A CHARITY wants to save a derelict cemetery chapel from possible demolition and restore it as its headquarters.

Joseph Maxwell of Despencers Charitable Trust, which helps people representing themselves in court and provides housing support to homeless people, has contacted Bradford Council about the chapel building at Bowling Cemetery.

The local authority had submitted plans for the partial demolition of the neglected Grade II listed building and for the creation of a memorial garden.

The razing was designed to cut crime at a problem hotspot where a “staggering” number of offences have taken place, but objections were submitted by English Heritage and the council’s own conservation department.

However, late last week the council confirmed it had received two expressions of interest in the building, so had withdrawn demolition plans.

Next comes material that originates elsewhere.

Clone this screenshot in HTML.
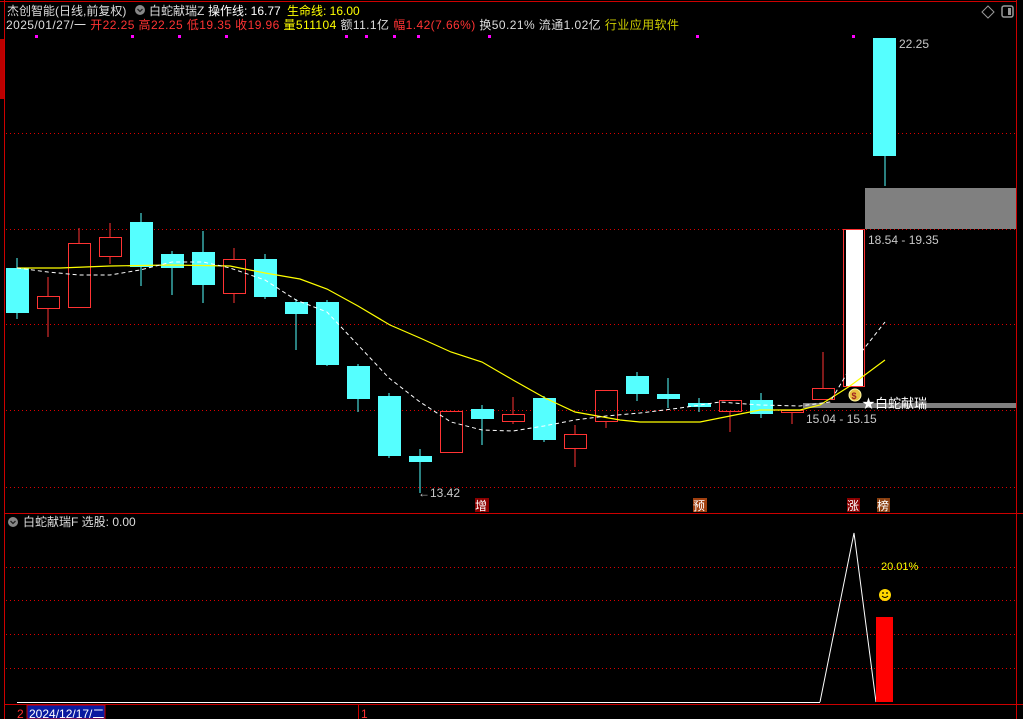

Mr Maxwell hopes to make the building, in Rooley Lane, the headquarters of the charity he is a trustee of.

He said: "The building is quite close to the gate, so we would want to build a fence around it and create a separate entrance.

"We are desperately looking for a building and would like to use the chapel as our office.

"We hope that the council would be able to transfer it to us and we could get some funding to help us restore it back to the way it was before and look after it. English Heritage have advised us of potential funding for this sort of thing."

The charity was set up in May last year and is currently run from Mr Maxwell's flat in Bradford.

The Roman Catholic chapel, built more than a century ago, has been vacant since 1987 and has become a magnet for “serious and persistent” crime, whilst also using public resources, according to the original planning application report.

The document said numerous gravestones at Bowling Cemetery had vandalised and there had been muggings and assaults in recent months, cataloguing 15 offences committed between February 1 and July 31 this year.

English Heritage had urged the council to allow more time for the search for parties to take responsibility for the building, saying that while it understood the pressures on local authority resources, “listed buildings are irreplaceable assets of national importance”. And Jon Ackroyd, conservation officer at the Council, agreed that not enough had been done to market the building.

Earlier this year, the council sent emails to groups potentially interested in taking on the chapel but no-one took up the offer.